### Given request
Type out the complete listing below word for word, without its pictures.

### Material
- - -

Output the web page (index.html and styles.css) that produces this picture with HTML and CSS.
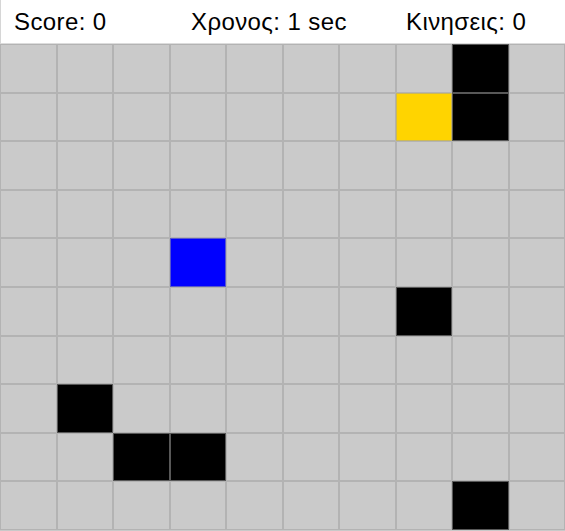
FILE: index.html
```html
<!DOCTYPE html>
<html>
<head>
    <title>Παιχνίδι</title>
    <link rel="stylesheet" href="styles.css">
</head>
<body>

<div id="topBar">
    <span id="score">Score: 0</span>
    <span id="timer">Χρονος: 1 sec</span>
    <span id="moves">Κινησεις: 0</span>
</div>

<div id="board"></div>

<script>
// Board size
const COLS = 10;
const ROWS = 10;

// Cells that are not empty: [col, row, type]
const pieces = [
    [8, 0, 'wall'],
    [7, 1, 'goal'],
    [8, 1, 'wall'],
    [3, 4, 'player'],
    [7, 5, 'wall'],
    [1, 7, 'wall'],
    [2, 8, 'wall'],
    [3, 8, 'wall'],
    [8, 9, 'wall']
];

// Draw the board
function renderBoard() {
    const board = document.getElementById('board');
    board.innerHTML = '';
    for (let row = 0; row < ROWS; row++) {
        for (let col = 0; col < COLS; col++) {
            const cell = document.createElement('div');
            cell.className = 'cell';
            pieces.forEach((piece) => {
                if (piece[0] === col && piece[1] === row) {
                    cell.classList.add(piece[2]);
                }
            });
            board.appendChild(cell);
        }
    }
}

renderBoard();
</script>

</body>
</html>
```

FILE: styles.css
```css
html, body {
    margin: 0;
    padding: 0;
    overflow: hidden;
}
body {
    font-family: "Liberation Sans", Arial, sans-serif;
    background: #c9c9c9;
}
#topBar {
    display: grid;
    grid-template-columns: 177px 215px 1fr;
    height: 44px;
    align-items: center;
    padding-left: 13px;
    padding-top: 1px;
    background: #fff;
    border-left: 1px solid #d6d6d6;
    border-bottom: 1px solid #dcdcdc;
    font-size: 24px;
    letter-spacing: 0.4px;
    color: #000;
    box-sizing: border-box;
}
#board {
    display: grid;
    grid-template-columns: repeat(10, 1fr);
    grid-auto-rows: 48.6px;
}
.cell {
    background: #cacaca;
    border: 1px solid rgba(160, 160, 160, 0.55);
}
.wall {
    background: #000;
}
.goal {
    background: #ffd400;
}
.player {
    background: #0000ff;
}
```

- - -

### Written solution
Output the web page (index.html and styles.css) that produces this picture with HTML and CSS.
FILE: index.html
```html
<!DOCTYPE html>
<html>
<head>
    <title>Παιχνίδι</title>
    <link rel="stylesheet" href="styles.css">
</head>
<body>

<div id="topBar">
    <span id="score">Score: 0</span>
    <span id="timer">Χρονος: 1 sec</span>
    <span id="moves">Κινησεις: 0</span>
</div>

<div id="board"></div>

<script>
// Board size
const COLS = 10;
const ROWS = 10;

// Cells that are not empty: [col, row, type]
const pieces = [
    [8, 0, 'wall'],
    [7, 1, 'goal'],
    [8, 1, 'wall'],
    [3, 4, 'player'],
    [7, 5, 'wall'],
    [1, 7, 'wall'],
    [2, 8, 'wall'],
    [3, 8, 'wall'],
    [8, 9, 'wall']
];

// Draw the board
function renderBoard() {
    const board = document.getElementById('board');
    board.innerHTML = '';
    for (let row = 0; row < ROWS; row++) {
        for (let col = 0; col < COLS; col++) {
            const cell = document.createElement('div');
            cell.className = 'cell';
            pieces.forEach((piece) => {
                if (piece[0] === col && piece[1] === row) {
                    cell.classList.add(piece[2]);
                }
            });
            board.appendChild(cell);
        }
    }
}

renderBoard();
</script>

</body>
</html>
```

FILE: styles.css
```css
html, body {
    margin: 0;
    padding: 0;
    overflow: hidden;
}
body {
    font-family: "Liberation Sans", Arial, sans-serif;
    background: #c9c9c9;
}
#topBar {
    display: grid;
    grid-template-columns: 177px 215px 1fr;
    height: 44px;
    align-items: center;
    padding-left: 13px;
    padding-top: 1px;
    background: #fff;
    border-left: 1px solid #d6d6d6;
    border-bottom: 1px solid #dcdcdc;
    font-size: 24px;
    letter-spacing: 0.4px;
    color: #000;
    box-sizing: border-box;
}
#board {
    display: grid;
    grid-template-columns: repeat(10, 1fr);
    grid-auto-rows: 48.6px;
}
.cell {
    background: #cacaca;
    border: 1px solid rgba(160, 160, 160, 0.55);
}
.wall {
    background: #000;
}
.goal {
    background: #ffd400;
}
.player {
    background: #0000ff;
}
```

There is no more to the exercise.